Well, the friend of this girl had apparently seen that we were interested in the face she made. This friend wasn’t happy about it and approached us within a minute or two. She was most notably drunk, swaying around. She was a little petite tan thing with an edgy voice. “I saw your friend making fun of my friend. She’s deaf.” Here we go. Godamnit. We don’t need this. Everyone but me seemed to be interested in settling things with lots of effort, I was more in the mood to just ignore the drunk chick rather than try and reason with her. And this is why, we spent the rest of our night there trying to explain to them that we didn’t know she was deaf, and that she knew the guy, and that we don’t want to argue. Instead, we had the uphill battle of proving that we, quite literally, were admiring her friend’s ability to shut down an invitation with just one look. Aye, aye, aye.

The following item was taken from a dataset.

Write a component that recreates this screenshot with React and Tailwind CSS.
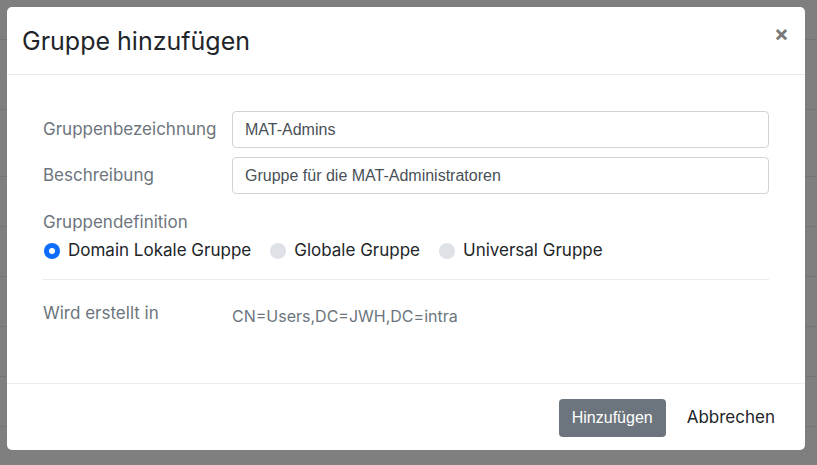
import React, { useState } from 'react';

const groupTypes = ['Domain Lokale Gruppe', 'Globale Gruppe', 'Universal Gruppe'];

function Radio({ label, checked, onSelect }) {
  return (
    <label className="flex items-center gap-[8px] cursor-pointer" onClick={onSelect}>
      {checked ? (
        <span className="w-[16px] h-[16px] rounded-full bg-[#0d6efd] flex items-center justify-center">
          <span className="w-[6px] h-[6px] rounded-full bg-white" />
        </span>
      ) : (
        <span className="w-[16px] h-[16px] rounded-full bg-[#dee2e6]" />
      )}
      <span className="text-[17px] text-[#212529]">{label}</span>
    </label>
  );
}

export default function App() {
  const [name, setName] = useState('MAT-Admins');
  const [desc, setDesc] = useState('Gruppe für die MAT-Administratoren');
  const [type, setType] = useState(0);

  return (
    <div className="relative w-[817px] h-[465px] overflow-hidden bg-[#7f7f7f]" style={{ fontFamily: 'Inter, sans-serif' }}>
      {/* page behind the backdrop */}
      <div className="flex flex-col">
        <div className="h-[40px] border-b border-[#747474]" />
        <div className="h-[70px] border-b border-[#747474]" />
        <div className="h-[67px] border-b border-[#747474]" />
        <div className="h-[50px] border-b border-[#747474]" />
        <div className="h-[50px] border-b border-[#747474]" />
        <div className="h-[50px] border-b border-[#747474]" />
        <div className="h-[50px] border-b border-[#747474]" />
        <div className="h-[50px] border-b border-[#747474]" />
      </div>

      <div className="absolute left-[7px] top-[7px] w-[798px] h-[443px] bg-white rounded-[5px] flex flex-col">
        <div className="h-[68px] shrink-0 flex items-start justify-between pl-[15px] pr-[16px] border-b border-[#e9ecef]">
          <h2 className="text-[25px] leading-[30px] mt-[19px] text-[#212529] font-normal">Gruppe hinzufügen</h2>
          <button className="text-[22px] leading-none font-bold text-[#7a7a7a] mt-[15px]">×</button>
        </div>

        <div className="flex-1 px-[36px] pt-[36px] flex flex-col">
          <div className="flex items-center">
            <span className="w-[189px] text-[17px] text-[#6c757d]">Gruppenbezeichnung</span>
            <input
              value={name}
              onChange={(e) => setName(e.target.value)}
              className="flex-1 h-[37px] px-[12px] border border-[#ced4da] rounded-[4px] text-[16px] text-[#495057] outline-none"
              style={{ fontFamily: '"Liberation Sans", Arial, sans-serif' }}
            />
          </div>
          <div className="flex items-center mt-[9px]">
            <span className="w-[189px] text-[17px] text-[#6c757d]">Beschreibung</span>
            <input
              value={desc}
              onChange={(e) => setDesc(e.target.value)}
              className="flex-1 h-[37px] px-[12px] border border-[#ced4da] rounded-[4px] text-[16px] text-[#495057] outline-none"
              style={{ fontFamily: '"Liberation Sans", Arial, sans-serif' }}
            />
          </div>
          <div className="mt-[16px] text-[17px] text-[#6c757d] leading-[24px]">Gruppendefinition</div>
          <div className="flex items-center gap-[19px] mt-[4px] pl-[1px]">
            {groupTypes.map((t, i) => (
              <Radio key={t} label={t} checked={type === i} onSelect={() => setType(i)} />
            ))}
          </div>
          <div className="h-px bg-[#e9ecef] mt-[15px]" />
          <div className="flex items-center mt-[20px]">
            <span className="w-[189px] text-[17px] text-[#6c757d]">Wird erstellt in</span>
            <span className="text-[16px] text-[#6c757d] pt-[4px]">CN=Users,DC=JWH,DC=intra</span>
          </div>
        </div>

        <div className="h-[67px] shrink-0 border-t border-[#e9ecef] flex items-center justify-end pr-[30px] pt-[2px] gap-[21px]">
          <button
            className="h-[38px] px-[13px] rounded-[4px] bg-[#6c757d] text-white text-[16px]"
            style={{ fontFamily: '"Liberation Sans", Arial, sans-serif' }}
          >
            Hinzufügen
          </button>
          <button className="text-[17px] text-[#212529]">Abbrechen</button>
        </div>
      </div>
    </div>
  );
}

I have plenty of experience with feisty girls (posts on that to come), and let me tell you, it’s a bait trap when they come at you like that. They are really hoping to be enough of an irritation and intimidation that the other party feeds in. This girl and her friend were quite clearly looking for a fight. Just when we’d thought things were absolved, the other would come back to us, wanting more attention. To give them what they wanted, I’d be the newly made mom scrapping with some small, deaf, drunk college student. There is no way to win that battle. Although, being deaf isn’t in my opinion a handicap justifying leniency to this type of instigating, it would look awful to fight her. No doubt her friends would find a fight involving her to be an injustice. Honestly, I just wanted to be at home with my ‘lil lady. I felt so guilty leaving her only to have a below-par evening. I didn’t even catch a good buzz. All I felt that evening was guilt, shame, maturity, confusion, and loneliness. It’s one of the most depressing things to be in a sea of people and with close friends, only to feel alone. I don’t much wish to feel like that again.
I have learned over the years to pick and choose my battles, even when I’ve been drinking. I avoid needless, senseless drama at all costs. I very much felt like I took steps backward this evening and it made me very uncomfortable. I didn’t go out again for two months, then another month or so after that night. It’s been a disappointing endeavor to say the least. Either I’ve changed or my perception of people and the environment has. But one thing is for certain, “I’m getting to be too old for this shit.”